= Marcus Robinson (prisoner) =

African-American convicted murderer (1973–2022)

Marcus Reymond Robinson (April 2, 1973 – June 9, 2022) was an African-American convicted and sentenced to death in Cumberland County Superior Court for the June 1991 death of 17-year-old Erik Tornblom. Robinson also was sentenced to 40 years in prison for robbery with a dangerous weapon, 10 years for larceny and five years for possessing a weapon of mass destruction. In April 2012, he successfully appealed against the death sentence under North Carolina's 2009 Racial Justice Act which allowed for a prisoner under sentence of death to appeal for the sentence to be commuted to life imprisonment if racism is proven to be a factor in the original trial. North Carolina Superior Court judge Gregory Weeks found that the Act was applicable in Robinson's case after his lawyers cited a study from Michigan State University indicating that qualified black jurors were systemically excluded from jury service, both generally in North Carolina and at Robinson's trial. Consequently, Weeks ordered his removal from death row. Robinson was the first death row inmate to use the legislation.

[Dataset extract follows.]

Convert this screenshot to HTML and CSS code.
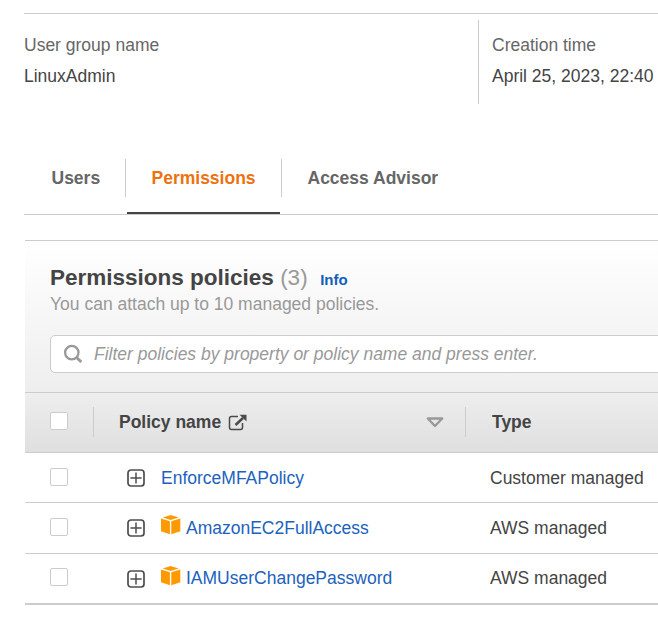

The Racial Justice Act was repealed in 2013, and two years later the North Carolina Supreme Court vacated the North Carolina v. Robinson ruling on procedural grounds, because the prosecutors had not had enough time to prepare for the hearing. A new trial court dismissed Robinson's case, and he filed an appeal to the state's Supreme Court in May 2017.

Robinson died of an apparent suicide after he was found unresponsive in his cell at 12:14pm on June 9, 2022. Prison first responders performed live-saving measures until paramedics arrived, and pronounced him dead at 12:35pm.